## Data excerpt
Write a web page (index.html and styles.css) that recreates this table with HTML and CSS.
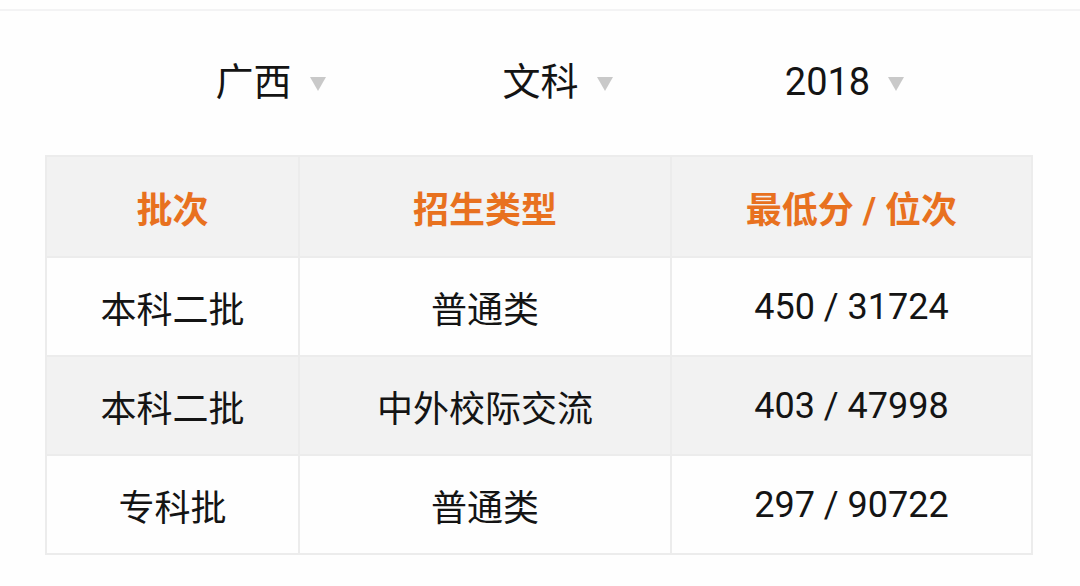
FILE: index.html
```html
<!DOCTYPE html>
<html lang="zh">
<head>
<meta charset="utf-8">
<link rel="stylesheet" href="styles.css">
</head>
<body>
<div class="topline"></div>
<div class="filters">
  <div class="filter"><span class="label">广西</span><span class="arrow"></span></div>
  <div class="filter"><span class="label">文科</span><span class="arrow"></span></div>
  <div class="filter"><span class="label">2018</span><span class="arrow"></span></div>
</div>
<table class="scores">
  <colgroup>
    <col class="c1"><col class="c2"><col class="c3">
  </colgroup>
  <thead>
    <tr class="head"><th>批次</th><th>招生类型</th><th>最低分 / 位次</th></tr>
  </thead>
  <tbody>
    <tr><td>本科二批</td><td>普通类</td><td>450 / 31724</td></tr>
    <tr class="alt"><td>本科二批</td><td>中外校际交流</td><td>403 / 47998</td></tr>
    <tr><td>专科批</td><td>普通类</td><td>297 / 90722</td></tr>
  </tbody>
</table>
</body>
</html>
```

FILE: styles.css
```css
html, body {
  margin: 0;
  padding: 0;
  background: #fefefe;
  font-family: Roboto, "Noto Sans CJK SC", sans-serif;
  color: #141414;
}

.topline {
  margin-top: 9px;
  height: 2px;
  background: #f3f3f4;
}

.filters {
  display: flex;
  margin-top: 21px;
  height: 100px;
  padding-left: 127px;
}

.filter {
  width: 287px;
  display: flex;
  align-items: center;
  justify-content: center;
}

.label {
  font-size: 38px;
  line-height: 1;
}

.arrow {
  width: 0;
  height: 0;
  margin-left: 18px;
  margin-top: 4px;
  border-left: 8px solid transparent;
  border-right: 8px solid transparent;
  border-top: 14px solid #c9c9c9;
}

.scores {
  margin-top: 23px;
  margin-left: 45px;
  width: 986px;
  table-layout: fixed;
  border-collapse: collapse;
  border: 2px solid #ececec;
}

.c1 { width: 253px; }
.c2 { width: 372px; }
.c3 { width: 361px; }

.scores th,
.scores td {
  border: 2px solid #ececec;
  text-align: center;
  padding: 0;
  height: 97px;
  font-size: 36px;
  font-weight: normal;
}

.head th {
  background: #f2f2f2;
  color: #e8711f;
  font-weight: bold;
  height: 99px;
  font-size: 36px;
}

.alt td {
  background: #f2f2f2;
}
```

## Challenge
Print each line of the material above exactly, with the pictures removed from your copy.

## Reply to the exercise
Write a web page (index.html and styles.css) that recreates this table with HTML and CSS.
FILE: index.html
```html
<!DOCTYPE html>
<html lang="zh">
<head>
<meta charset="utf-8">
<link rel="stylesheet" href="styles.css">
</head>
<body>
<div class="topline"></div>
<div class="filters">
  <div class="filter"><span class="label">广西</span><span class="arrow"></span></div>
  <div class="filter"><span class="label">文科</span><span class="arrow"></span></div>
  <div class="filter"><span class="label">2018</span><span class="arrow"></span></div>
</div>
<table class="scores">
  <colgroup>
    <col class="c1"><col class="c2"><col class="c3">
  </colgroup>
  <thead>
    <tr class="head"><th>批次</th><th>招生类型</th><th>最低分 / 位次</th></tr>
  </thead>
  <tbody>
    <tr><td>本科二批</td><td>普通类</td><td>450 / 31724</td></tr>
    <tr class="alt"><td>本科二批</td><td>中外校际交流</td><td>403 / 47998</td></tr>
    <tr><td>专科批</td><td>普通类</td><td>297 / 90722</td></tr>
  </tbody>
</table>
</body>
</html>
```

FILE: styles.css
```css
html, body {
  margin: 0;
  padding: 0;
  background: #fefefe;
  font-family: Roboto, "Noto Sans CJK SC", sans-serif;
  color: #141414;
}

.topline {
  margin-top: 9px;
  height: 2px;
  background: #f3f3f4;
}

.filters {
  display: flex;
  margin-top: 21px;
  height: 100px;
  padding-left: 127px;
}

.filter {
  width: 287px;
  display: flex;
  align-items: center;
  justify-content: center;
}

.label {
  font-size: 38px;
  line-height: 1;
}

.arrow {
  width: 0;
  height: 0;
  margin-left: 18px;
  margin-top: 4px;
  border-left: 8px solid transparent;
  border-right: 8px solid transparent;
  border-top: 14px solid #c9c9c9;
}

.scores {
  margin-top: 23px;
  margin-left: 45px;
  width: 986px;
  table-layout: fixed;
  border-collapse: collapse;
  border: 2px solid #ececec;
}

.c1 { width: 253px; }
.c2 { width: 372px; }
.c3 { width: 361px; }

.scores th,
.scores td {
  border: 2px solid #ececec;
  text-align: center;
  padding: 0;
  height: 97px;
  font-size: 36px;
  font-weight: normal;
}

.head th {
  background: #f2f2f2;
  color: #e8711f;
  font-weight: bold;
  height: 99px;
  font-size: 36px;
}

.alt td {
  background: #f2f2f2;
}
```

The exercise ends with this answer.